Lithium, once a niche material, has become a measure of industrial momentum.
Cobalt: The Complicated Core
If lithium is the face of the battery boom, cobalt is its conscience—controversial but essential. Around 70% of the world’s cobalt comes from the Democratic Republic of the Congo (DRC), often under challenging conditions that have drawn global scrutiny.
From there, most cobalt travels to refineries in China, Finland, and Belgium, where it’s purified into cobalt sulfate for cathode production. The DRC-to-China route is now one of the most heavily trafficked corridors in the battery material world.
Customs data reveals an interesting shift: while overall cobalt exports continue to grow, a portion of the trade is diversifying toward cleaner, traceable supply chains. Countries like Indonesia, Australia, and Morocco are scaling up production, aiming to offer “responsible cobalt” alternatives for international buyers.
Even so, demand remains relentless. Every electric vehicle battery, on average, contains several kilograms of cobalt, and automakers are locked in long-term contracts to secure their future supplies.
Nickel: The Quiet Giant
Nickel doesn’t make as many headlines, but it’s the workhorse of the energy transition. Its primary role is to increase a battery’s energy capacity, allowing electric vehicles to travel farther between charges.
Indonesia has rapidly climbed to the top of the nickel export leaderboard. Over the past five years, it has transformed from an ore exporter into a processing powerhouse. Billions in investment have gone into smelters and refining plants, often backed by Chinese and South Korean partners.
The result? A vertically integrated supply chain where raw nickel can be mined, refined, and converted into battery-grade material—all within the same country.
The Philippines, Russia, and Canada also remain significant players, but Indonesia’s dominance is reshaping global trade maps. The new nickel routes run from Southeast Asia to China, and increasingly to emerging gigafactory clusters in India and Europe.
The Supply Chain Web: Complex, Interdependent, and Fragile
The supply network behind Li-ion batteries isn’t a straight line—it’s a web. Raw materials may travel through three or four countries before becoming usable components.
A single battery cell might rely on lithium from Chile, cobalt from the Congo, and nickel from Indonesia—all refined in China before being assembled in Korea or Germany. This web of dependencies keeps the system efficient but also vulnerable.
Any disruption—whether political, environmental, or logistical—can ripple through the chain.
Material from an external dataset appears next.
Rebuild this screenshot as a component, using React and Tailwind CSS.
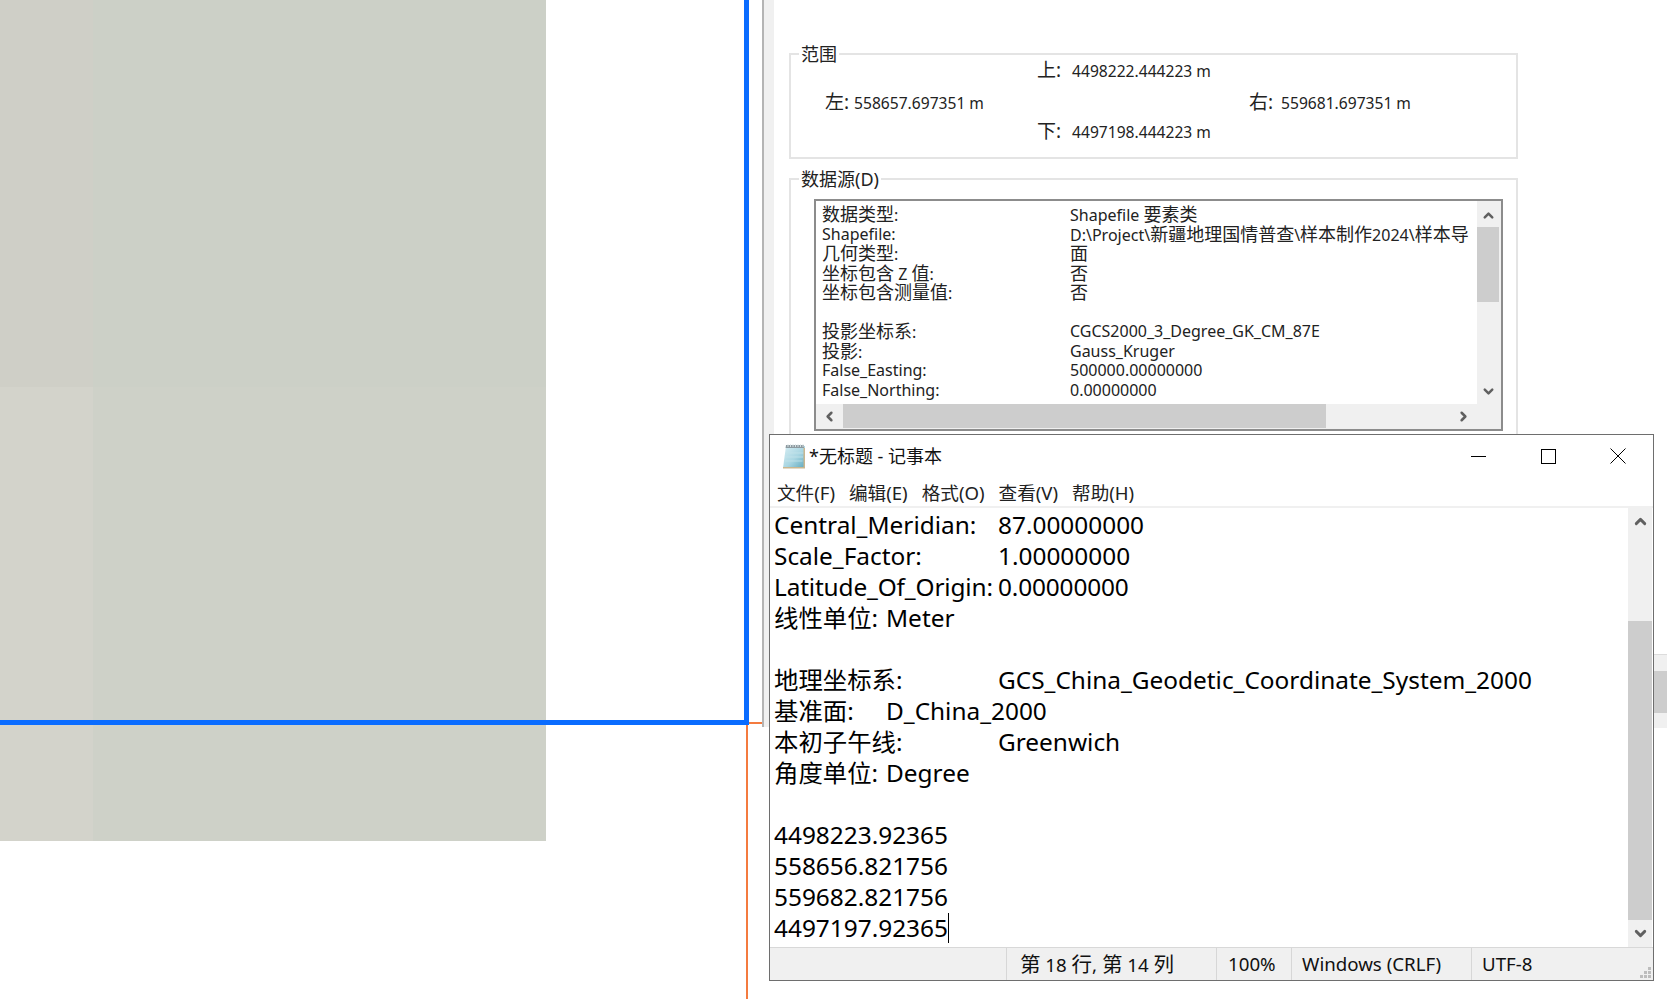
import { ChevronUp, ChevronDown, ChevronLeft, ChevronRight } from 'lucide-react';

var SHEET_ROWS = [
  ['数据类型:', 'Shapefile 要素类'],
  ['Shapefile:', 'D:\\Project\\新疆地理国情普查\\样本制作2024\\样本导'],
  ['几何类型:', '面'],
  ['坐标包含 Z 值:', '否'],
  ['坐标包含测量值:', '否'],
  ['', ''],
  ['投影坐标系:', 'CGCS2000_3_Degree_GK_CM_87E'],
  ['投影:', 'Gauss_Kruger'],
  ['False_Easting:', '500000.00000000'],
  ['False_Northing:', '0.00000000'],
];

var NOTE_LINES = [
  'Central_Meridian:\t87.00000000',
  'Scale_Factor:\t1.00000000',
  'Latitude_Of_Origin:\t0.00000000',
  '线性单位:\tMeter',
  '',
  '地理坐标系:\tGCS_China_Geodetic_Coordinate_System_2000',
  '基准面:\tD_China_2000',
  '本初子午线:\tGreenwich',
  '角度单位:\tDegree',
  '',
  '4498223.92365',
  '558656.821756',
  '559682.821756',
];

var MENUS = ['文件(F)', '编辑(E)', '格式(O)', '查看(V)', '帮助(H)'];

// the source font draws hanzi larger than latin, so wrap the hanzi runs
function Mixed(props) {
  var parts = props.text.split(/([\u4e00-\u9fff]+)/);
  return parts.map(function(part, index) {
    if (index % 2 === 1) return <span key={index} className={props.cjk}>{part}</span>;
    return part;
  });
}

function Extent(props) {
  return (
    <div className="flex items-baseline whitespace-pre">
      <span className="text-[19px]">{props.label}</span>
      <span className={props.gap}>{props.value} m</span>
    </div>
  );
}

function PropertiesDialog() {
  return (
    <div className="absolute left-[762px] top-0 right-0 h-[727px] bg-white border-l-2 border-[#b4b4b4] font-['Noto_Sans','Noto_Sans_CJK_SC',sans-serif] text-[#222] text-[15.6px]">
      <div className="h-full border-l-[10px] border-[#f0f0f0] pt-[53px] pl-[15px] w-[760px]">
        <div className="relative h-[106px] w-[729px] border-2 border-[#e4e4e4]">
          <span className="absolute left-[8px] -top-[13px] bg-white px-[2px] text-[18px] leading-[24px]">范围</span>
          <div className="grid grid-cols-[212px_212px_auto] grid-rows-[32px_29px_30px] h-full pt-[1px] pl-[34px]">
            <div />
            <Extent label="上:" gap="ml-[11px]" value="4498222.444223" />
            <div />
            <Extent label="左:" gap="ml-[5px]" value="558657.697351" />
            <div />
            <Extent label="右:" gap="ml-[8px]" value="559681.697351" />
            <div />
            <Extent label="下:" gap="ml-[11px]" value="4497198.444223" />
            <div />
          </div>
        </div>

        <div className="relative mt-[19px] h-[300px] w-[729px] border-2 border-b-0 border-[#e4e4e4]">
          <span className="absolute left-[8px] -top-[13px] bg-white px-[2px] text-[18px] leading-[24px]">数据源(D)</span>
          <div className="absolute left-[23px] top-[19px] w-[689px] h-[232px] border-2 border-[#8c8c8c] bg-[#f0f0f0] pr-[2px] pb-[1px]">
            <div className="flex h-full">
              <div className="flex flex-col flex-1 min-w-0">
                <div className="flex-1 overflow-hidden bg-white pt-[4px] pl-[6px] text-[16px] leading-[19.5px] whitespace-pre">
                  {SHEET_ROWS.map(function(row, index) {
                    return (
                      <div key={index} className="grid grid-cols-[248px_1fr] h-[19.5px]">
                        <span><Mixed text={row[0]} cjk="text-[18px]" /></span>
                        <span><Mixed text={row[1]} cjk="text-[18px]" /></span>
                      </div>
                    );
                  })}
                </div>
                <div className="flex items-center h-[24px] bg-[#f0f0f0]">
                  <div className="flex justify-center w-[27px]">
                    <ChevronLeft size={15} strokeWidth={4} className="text-[#606060]" />
                  </div>
                  <div className="w-[483px] h-full bg-[#cdcdcd]" />
                  <div className="flex-1 flex justify-end pr-[6px]">
                    <ChevronRight size={15} strokeWidth={4} className="text-[#606060]" />
                  </div>
                </div>
              </div>
              <div className="flex flex-col w-[22px] bg-[#f0f0f0]">
                <div className="flex justify-center items-center h-[26px] pt-[3px]">
                  <ChevronUp size={15} strokeWidth={4} className="text-[#606060]" />
                </div>
                <div className="h-[75px] bg-[#cdcdcd]" />
                <div className="flex-1" />
                <div className="flex justify-center items-center h-[52px] pb-[22px]">
                  <ChevronDown size={15} strokeWidth={4} className="text-[#606060]" />
                </div>
              </div>
            </div>
          </div>
        </div>
      </div>
      {/* another window's scrollbar peeking out past the notepad */}
      <div className="absolute right-0 top-[654px] w-[13px] flex flex-col">
        <div className="h-[17px] bg-[#f0f0f0] border-t border-[#dcdcdc]" />
        <div className="h-[42px] bg-[#cdcdcd]" />
        <div className="h-[15px] bg-[#f0f0f0]" />
      </div>
    </div>
  );
}

function NotepadIcon() {
  return (
    <svg width="24" height="26" viewBox="0 0 24 26" className="shrink-0">
      <defs>
        <linearGradient id="padFill" x1="0" y1="0" x2="1" y2="1">
          <stop offset="0" stopColor="#d8eef4" />
          <stop offset="0.55" stopColor="#a9d6e2" />
          <stop offset="1" stopColor="#5fa8bd" />
        </linearGradient>
      </defs>
      <path d="M4 3h19v22H1z" fill="url(#padFill)" />
      <path d="M3.500 10h18M3 14h18M2.500 18h18" stroke="#c4e3ea" strokeWidth="0.8" />
      <path d="M4 2h18v3H3.600z" fill="#8d9aa0" />
      <path d="M6 1v3M8.500 1v3M11 1v3M13.500 1v3M16 1v3M18.500 1v3M21 1v3" stroke="#dfe8ea" strokeWidth="0.9" />
      <path d="M21.500 5v19H1v1.500h22V5z" fill="#c9b68f" />
    </svg>
  );
}

function Notepad() {
  return (
    <div className="absolute left-[769px] top-[434px] w-[885px] h-[547px] flex flex-col bg-white border border-[#6e6e6e] text-black font-['Noto_Sans','Noto_Sans_CJK_SC',sans-serif]">
      <div className="flex items-center h-[42px] shrink-0 pl-[12px]">
        <NotepadIcon />
        <span className="ml-[3px] text-[18px] text-[#111]">*无标题 - 记事本</span>
        <div className="ml-auto flex items-center">
          <div className="flex justify-center w-[70px]">
            <div className="w-[15px] h-px bg-black" />
          </div>
          <div className="flex justify-center w-[70px]">
            <div className="w-[15px] h-[15px] border border-black" />
          </div>
          <div className="flex justify-center w-[70px]">
            <svg width="16" height="16" viewBox="0 0 16 16">
              <path d="M.5.5l15 15M15.500.5l-15 15" stroke="#000" strokeWidth="1" fill="none" />
            </svg>
          </div>
        </div>
      </div>
      <div className="flex items-center gap-[14px] h-[31px] shrink-0 pl-[7px] pt-[2px] text-[18.6px] text-[#222] border-b-2 border-[#f0f0f0]">
        {MENUS.map(function(menu) {
          return <span key={menu}>{menu}</span>;
        })}
      </div>
      <div className="flex flex-1 min-h-0">
        <div className="flex-1 min-w-0 pl-[4px] pt-[1px] text-[24.4px] leading-[31px] whitespace-pre [tab-size:112px] overflow-hidden">
          {NOTE_LINES.map(function(line, index) {
            // this label nearly fills its tab column, tighten it so the tab stays there
            return <div key={index} className={index === 2 ? 'h-[31px] tracking-[-0.15px]' : 'h-[31px]'}>{line}</div>;
          })}
          <div className="flex items-center h-[31px]">
            <span>4497197.92365</span>
            <span className="w-px h-[30px] bg-black" />
          </div>
        </div>
        <div className="flex flex-col w-[24px] mr-px bg-[#f0f0f0]">
          <div className="flex justify-center items-center h-[26px]">
            <ChevronUp size={17} strokeWidth={4} className="text-[#606060]" />
          </div>
          <div className="h-[87px]" />
          <div className="flex-1 bg-[#cdcdcd]" />
          <div className="flex justify-center items-center h-[27px]">
            <ChevronDown size={17} strokeWidth={4} className="text-[#606060]" />
          </div>
        </div>
      </div>
      <div className="flex items-center h-[33px] shrink-0 bg-[#f0f0f0] border-t border-[#d8d8d8] text-[18.7px] text-[#111] whitespace-nowrap">
        <div className="w-[237px] h-full border-r border-[#d7d7d7]" />
        <div className="w-[210px] h-full flex items-center pl-[13px] border-r border-[#d7d7d7]">
          <span className="whitespace-pre"><Mixed text="第 18 行, 第 14 列" cjk="text-[20.5px]" /></span>
        </div>
        <div className="w-[75px] h-full flex items-center pl-[11px] border-r border-[#d7d7d7]">100%</div>
        <div className="w-[180px] h-full flex items-center pl-[10px] border-r border-[#d7d7d7]">Windows (CRLF)</div>
        <div className="flex-1 h-full flex items-center pl-[10px]">UTF-8</div>
        <svg width="12" height="12" viewBox="0 0 12 12" className="self-end mr-px mb-px">
          <path d="M8 0h3v3H8zM4 4h3v3H4zM8 4h3v3H8zM0 8h3v3H0zM4 8h3v3H4zM8 8h3v3H8z" fill="#bdbdbd" />
        </svg>
      </div>
    </div>
  );
}

export default function App() {
  return (
    <div className="relative w-[1667px] h-[999px] overflow-hidden bg-white">
      {/* map canvas */}
      <div className="absolute left-0 top-0 w-[546px] h-[841px] grid grid-cols-[93px_1fr] grid-rows-[387px_1fr]">
        <div className="bg-[#cfcfc7]" />
        <div className="bg-[#ccd0c7]" />
        <div className="bg-[#d3d3cb]" />
        <div className="bg-[#ced1c8]" />
      </div>
      <div className="absolute left-[746px] top-[722px] w-[17px] h-[2px] bg-[#f47b3f]" />
      <div className="absolute left-[746px] top-[722px] w-[2px] h-[277px] bg-[#f47b3f]" />
      <div className="absolute left-0 top-[720px] w-[749px] h-[5px] bg-[#0a6cff]" />
      <div className="absolute left-[744px] top-0 w-[5px] h-[725px] bg-[#0a6cff]" />

      <PropertiesDialog />
      <Notepad />
    </div>
  );
}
A port strike in South America, a new export tax in Indonesia, or sanctions on metal suppliers can instantly affect prices and production worldwide.
This interconnection means that trade data isn’t just about numbers; it’s a real-time measure of risk and opportunity.
Refining: The True Bottleneck
Mining might supply the raw material, but refining controls the flow.
China currently refines the majority of the world’s lithium and cobalt, holding over 60% of global capacity. This concentration gives it strategic leverage—and has prompted other regions to accelerate their refining projects.
Europe is investing heavily in local refineries, aiming to cut dependence on imported intermediate materials. The U.S. has launched incentives for domestic processing, and countries like Canada and Australia are positioning themselves as “clean refiner” alternatives.
Still, China’s head start remains unmatched. Its ports in Guangdong, Tianjin, and Shanghai continue to appear in top customs data rankings for lithium, cobalt, and nickel imports and re-exports.
Trade Data: The Hidden GPS of Global Energy
For anyone watching this space—analysts, manufacturers, or policymakers—trade data has become the most reliable way to track real progress.
When lithium exports spike from Australia or cobalt shipments reroute from Africa to Asia, it tells us where investments and production capacity are shifting. It’s like a global supply chain heartbeat—quiet but constant.
This data-driven visibility also reveals which countries are quietly emerging as new power players. Nations like Vietnam and India, once only buyers of finished batteries, are now importing large volumes of raw materials—clear signs they’re gearing up for domestic production.
The Push for Transparency
As the world grows more aware of supply chain ethics and sustainability, the pressure to track and verify material origins is intensifying.
Companies are adopting traceability systems to ensure raw materials are responsibly sourced. Governments, too, are tightening reporting requirements. It’s a sign that global trade isn’t just about volume anymore—it’s about accountability.
And in the middle of this movement stands data: clear, structured, and revealing. It connects the dots between countries, contracts, and cargo, offering a picture of how the energy transition is actually unfolding.
The Road Ahead: A Chain Ready for Change
As demand for electric vehicles and renewable storage continues to surge, the trade in lithium, cobalt, and nickel will only get more competitive. More countries will mine, refine, and export, while established players adapt to stay ahead.
But beyond the race for raw materials lies a subtler transformation—the diversification of battery design itself. New chemistries, recycling systems, and modular formats are changing how these materials are used. The market is no longer one-size-fits-all.
And just as trade routes have evolved, so have the end products. From compact energy packs to massive EV modules, the variety of Li-ion battery sizes reflects how global trade is responding to every level of demand. Each size tells a story of collaboration, innovation, and the quiet efficiency of an interconnected world still learning how to store its future.